Ontem conversava com uma amiga e ela dizia-me que tem muita curiosidade em saber como os homens de negócios do mundo, os homens das finanças que regulam as nossas vidas, se referem à população, de que forma falam sobre nós, que andamos sob o jugo das suas decisões obscenas, das suas vontades tiranas, dos seus desejos. Imagino que para esses homens as palavras são como palitos, e não sagradas: palitos com que limpam os seus dentes cheios de comida que roubam às bocas famintas. A pureza é aqui uma palavra arcaica que nunca conseguiriam pronunciar, porque a própria palavra – “pureza”, é pura. Convenhamos: não se enxerta o mal na pureza, e não vale a pena vir com compostos que sejam, assim como, mais fiéis a uma realidade que já quase ninguém quer perceber. Podridão é podridão; pureza é pureza – e não existe uma qualquer dialéctica que as possa acasalar. 

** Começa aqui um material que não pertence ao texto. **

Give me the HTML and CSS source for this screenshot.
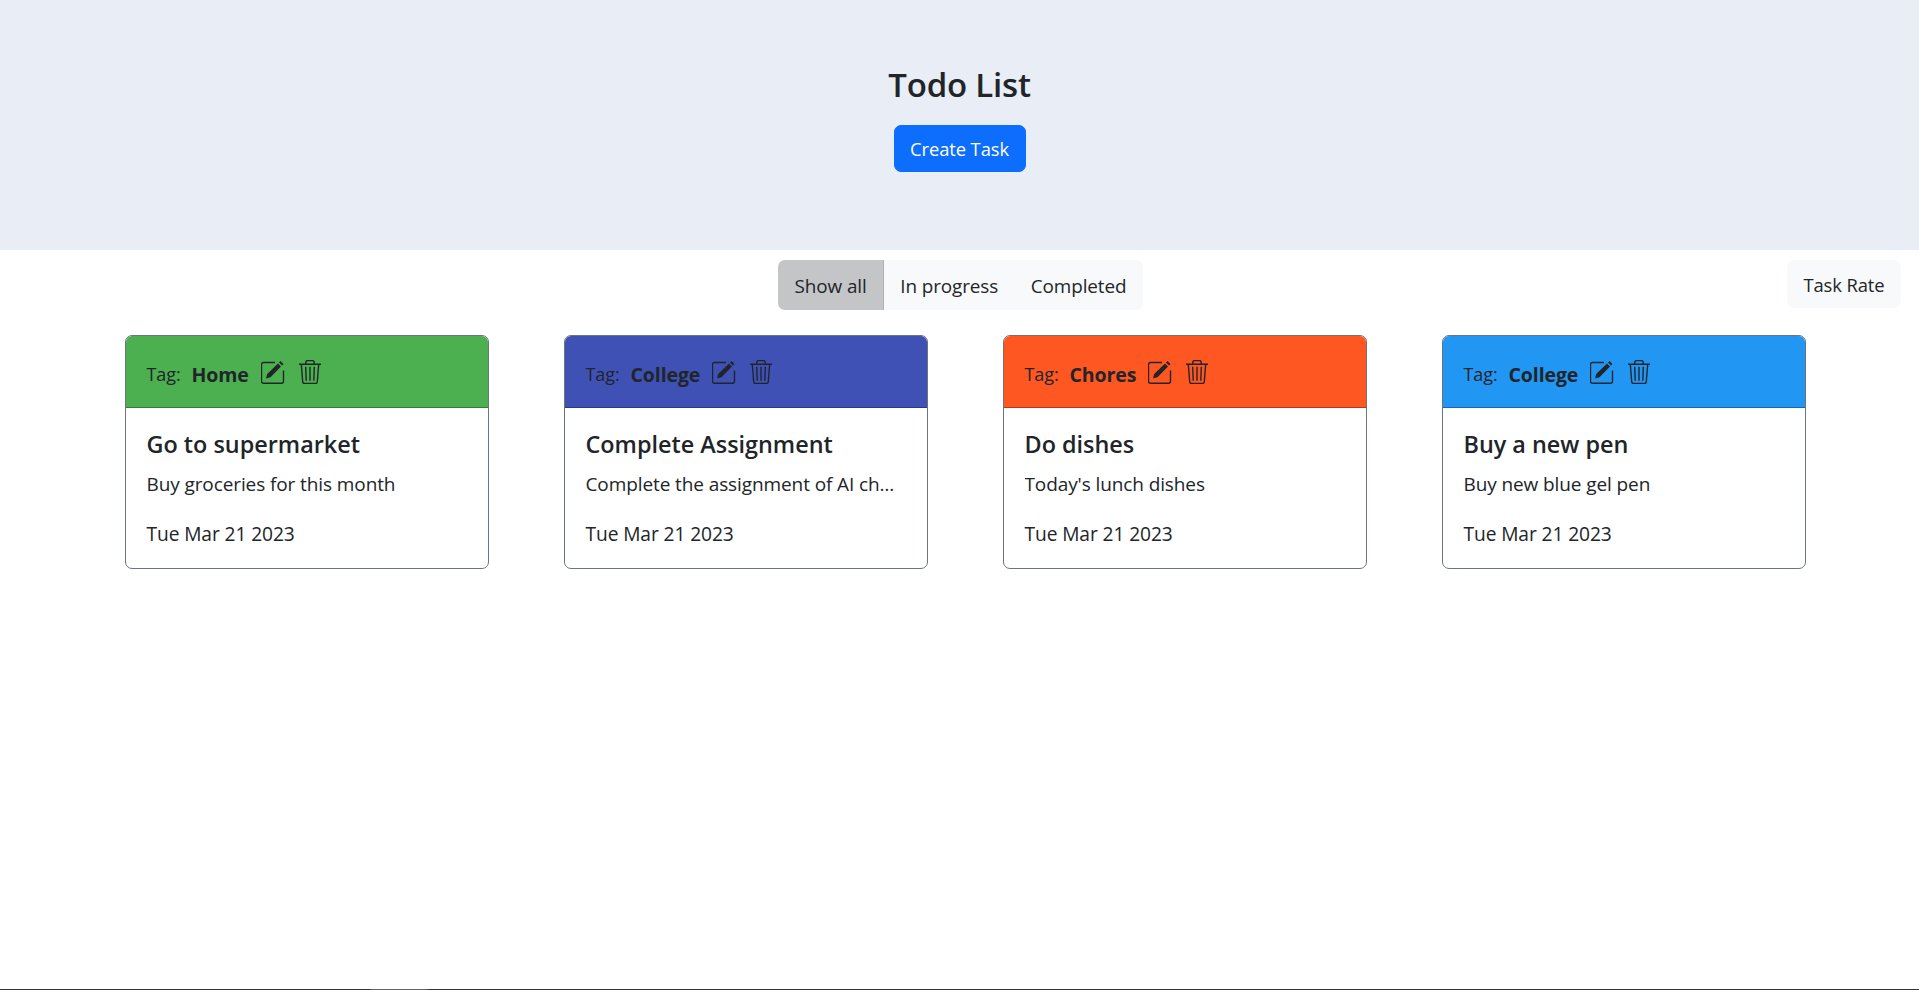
FILE: index.html
```html
<!DOCTYPE html>
<html>
  <head>
    <title>Todo List</title>
    <link rel="stylesheet" href="styles.css">
  </head>

  <body>
    <svg class="icon-defs">
      <symbol id="edit" viewBox="0 0 24 24">
        <path class="line" d="M14 2.500H2.500a2 2 0 0 0-2 2v16.800a2 2 0 0 0 2 2h18a2 2 0 0 0 2-2V10.500"/>
        <path class="solid" d="M5 18.500l1.200-4.500L17 3.500l3 3L9.500 17.300zM18 2.500L19.500 1l3 3L21 5.500z"/>
      </symbol>
      <symbol id="trash" viewBox="0 0 24 24">
        <path class="line" d="M1 4.300h22M7.800 4.300V2.500a2 2 0 0 1 2-2h4.400a2 2 0 0 1 2 2v1.800M3.300 4.300l1.400 17.400a2 2 0 0 0 2 1.800h10.600a2 2 0 0 0 2-1.800l1.400-17.400M7.700 6.700l.5 14M12 6.700v14M16.300 6.700l-.5 14"/>
      </symbol>
    </svg>

    <header class="hero">
      <h1>Todo List</h1>
      <button class="btn-create" type="button">Create Task</button>
    </header>

    <div class="toolbar">
      <nav class="filters">
        <a class="filter active">Show all</a>
        <a class="filter">In progress</a>
        <a class="filter">Completed</a>
      </nav>
      <a class="rate">Task Rate</a>
    </div>

    <main class="cards">
      <article class="card">
        <div class="card-head green">
          <span class="tag-label">Tag:</span>
          <b class="tag-name">Home</b>
          <svg class="icon icon-edit"><use href="#edit"/></svg>
          <svg class="icon"><use href="#trash"/></svg>
        </div>
        <div class="card-body">
          <h2>Go to supermarket</h2>
          <p class="desc">Buy groceries for this month</p>
          <p class="date">Tue Mar 21 2023</p>
        </div>
      </article>

      <article class="card">
        <div class="card-head indigo">
          <span class="tag-label">Tag:</span>
          <b class="tag-name">College</b>
          <svg class="icon icon-edit"><use href="#edit"/></svg>
          <svg class="icon"><use href="#trash"/></svg>
        </div>
        <div class="card-body">
          <h2>Complete Assignment</h2>
          <p class="desc">Complete the assignment of AI chapter four</p>
          <p class="date">Tue Mar 21 2023</p>
        </div>
      </article>

      <article class="card">
        <div class="card-head orange">
          <span class="tag-label">Tag:</span>
          <b class="tag-name">Chores</b>
          <svg class="icon icon-edit"><use href="#edit"/></svg>
          <svg class="icon"><use href="#trash"/></svg>
        </div>
        <div class="card-body">
          <h2>Do dishes</h2>
          <p class="desc">Today's lunch dishes</p>
          <p class="date">Tue Mar 21 2023</p>
        </div>
      </article>

      <article class="card">
        <div class="card-head blue">
          <span class="tag-label">Tag:</span>
          <b class="tag-name">College</b>
          <svg class="icon icon-edit"><use href="#edit"/></svg>
          <svg class="icon"><use href="#trash"/></svg>
        </div>
        <div class="card-body">
          <h2>Buy a new pen</h2>
          <p class="desc">Buy new blue gel pen</p>
          <p class="date">Tue Mar 21 2023</p>
        </div>
      </article>
    </main>

    <div class="bottom-line"></div>
  </body>
</html>
```

FILE: styles.css
```css
html, body
{
  height: 100%;
}

body
{
  font-family: "Open Sans", "Noto Sans", sans-serif;
  font-size: 19.2px;
  letter-spacing: -0.1px;
  color: #212529;
  margin: 0;
  display: flex;
  flex-direction: column;
  background-color: #fff;
  overflow: hidden;
}

.icon-defs
{
  display: none;
}

.hero
{
  height: 250px;
  flex: none;
  background-color: #e9edf6;
  display: flex;
  flex-direction: column;
  align-items: center;
  padding-top: 65px;
  box-sizing: border-box;
}

.hero h1
{
  margin: 0 0 20px;
  font-size: 33px;
  line-height: 40px;
  font-weight: 600;
  letter-spacing: -0.2px;
}

.btn-create
{
  width: 132px;
  height: 47px;
  padding: 0;
  border: 1px solid #0d6efd;
  border-radius: 7px;
  background-color: #0d6efd;
  color: #fff;
  font-family: inherit;
  font-size: 18.4px;
  letter-spacing: -0.1px;
}

.toolbar
{
  display: grid;
  grid-template-columns: 1fr auto 1fr;
  align-items: start;
  padding: 10px 18px 0 20px;
  flex: none;
}

.filters
{
  grid-column: 2;
  display: flex;
  height: 50px;
  background-color: #f8f9fa;
  border-radius: 7px;
  overflow: hidden;
  font-size: 18.9px;
}

.filter
{
  display: flex;
  align-items: center;
  padding: 1px 16.300px 0;
}

.filter.active
{
  background-color: #c4c5c7;
  border-right: 1px solid #b0b1b3;
}

.rate
{
  grid-column: 3;
  justify-self: end;
  height: 48px;
  display: flex;
  align-items: center;
  padding: 1px 16.500px 0;
  box-sizing: border-box;
  background-color: #f8f9fa;
  border-radius: 7px;
  font-size: 18.4px;
}

.cards
{
  display: grid;
  grid-template-columns: repeat(4, 364px);
  column-gap: 75px;
  padding: 25px 0 0 125px;
}

.card
{
  border: 1px solid #6c757d;
  border-radius: 7px;
  overflow: hidden;
  height: 234px;
  box-sizing: border-box;
}

.card-head
{
  height: 72px;
  box-sizing: border-box;
  padding: 5px 20.500px 0;
  display: flex;
  align-items: center;
  border-bottom: 1px solid rgba(0, 0, 0, 0.3);
}

.green { background-color: #4caf50; }
.indigo { background-color: #3f51b5; }
.orange { background-color: #ff5722; }
.blue { background-color: #2196f3; }

.tag-label
{
  margin-right: 11px;
  font-size: 18px;
}

.tag-name
{
  font-size: 19.500px;
  font-weight: 700;
  margin-right: 12px;
}

.icon
{
  width: 24px;
  height: 24px;
  flex: none;
  margin-top: -5px;
}

.icon-edit
{
  margin-right: 13px;
}

.line
{
  fill: none;
  stroke: #212529;
  stroke-width: 1.4;
}

.solid
{
  fill: #212529;
}

.card-body
{
  padding: 20px 20.500px 0;
}

.card-body h2
{
  margin: 0 0 10px;
  font-size: 23.400px;
  line-height: 32px;
  font-weight: 600;
  letter-spacing: 0;
}

.desc
{
  margin: 0 6px 22px 0;
  line-height: 28px;
  font-size: 19px;
  white-space: nowrap;
  overflow: hidden;
  text-overflow: ellipsis;
}

.date
{
  margin: 0;
  line-height: 28px;
}

.bottom-line
{
  margin-top: auto;
  height: 1px;
  flex: none;
  background: linear-gradient(to right, #333 370px, #666 372px, #666 425px, #333 430px);
}
```
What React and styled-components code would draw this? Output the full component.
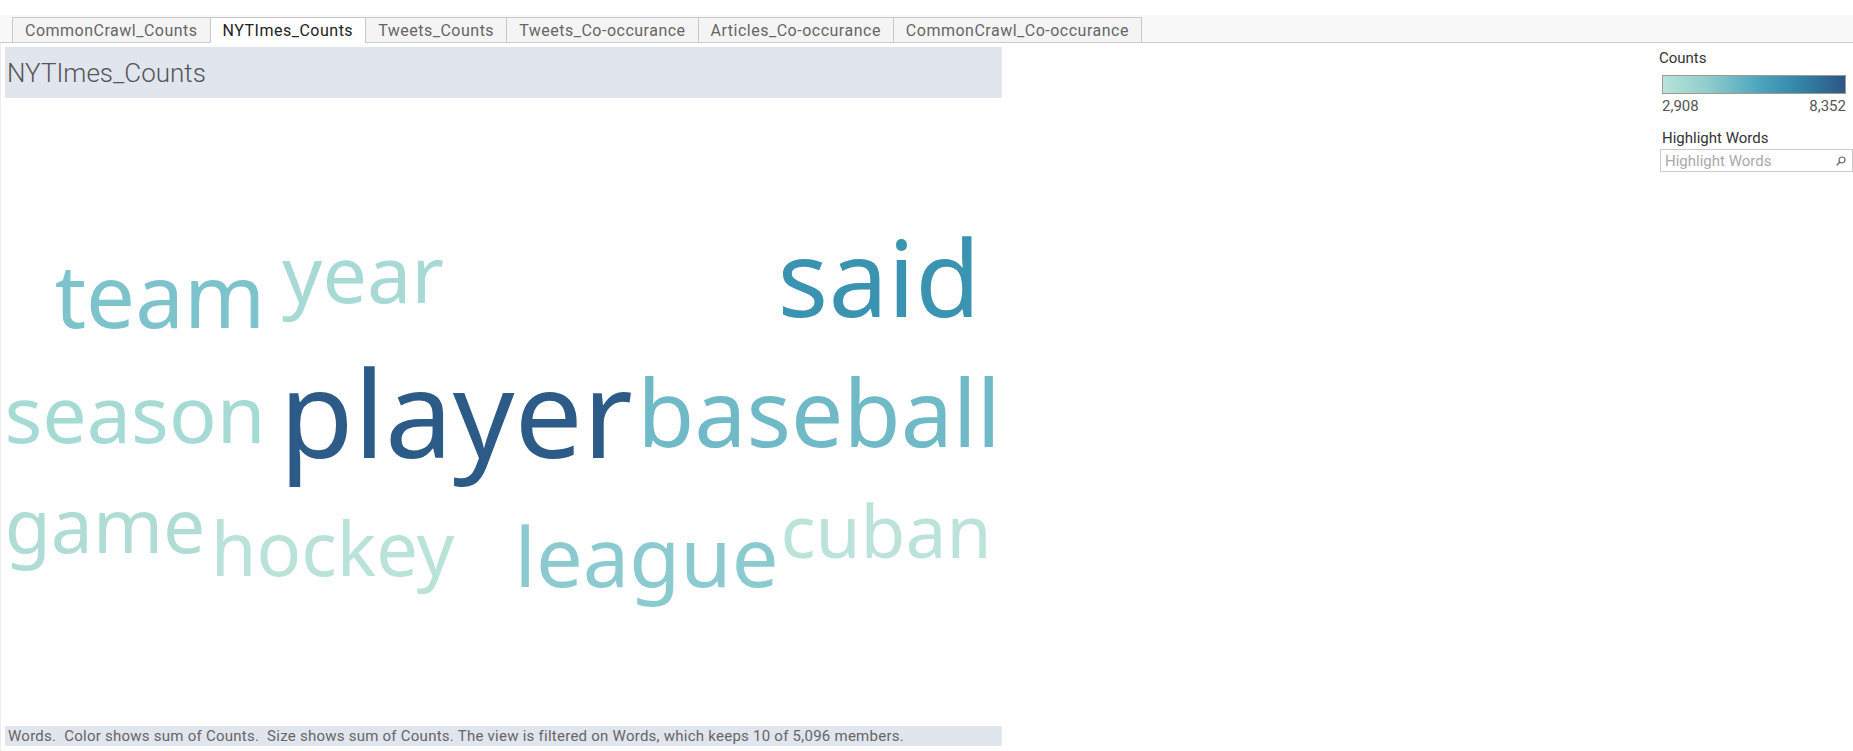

Claro que existem pessoas íntegras e puras: são como lágrimas que escorrem pela Terra. A virgindade, portanto, é pureza. Vá-se à Lua, construam-se estações em Marte, escavem-se bunkers no interior da Terra pelos poderosos: as lágrimas continuarão a escorrer pelas florestas, a molhar os desertos, a fincar-se nos interstícios do sexo, da cabeça e do coração. E que não tenham ilusões. Porque não conseguirão destruir os precários laços estabelecidos entre as pessoas puras: feitos de uma palavra, de um olhar, de um abraço, de um beijo. Não existe força bruta que esmague a pureza, a integridade, a virgindade. 

O corpo da mulher sempre foi símbolo de patologias sociais evidentes.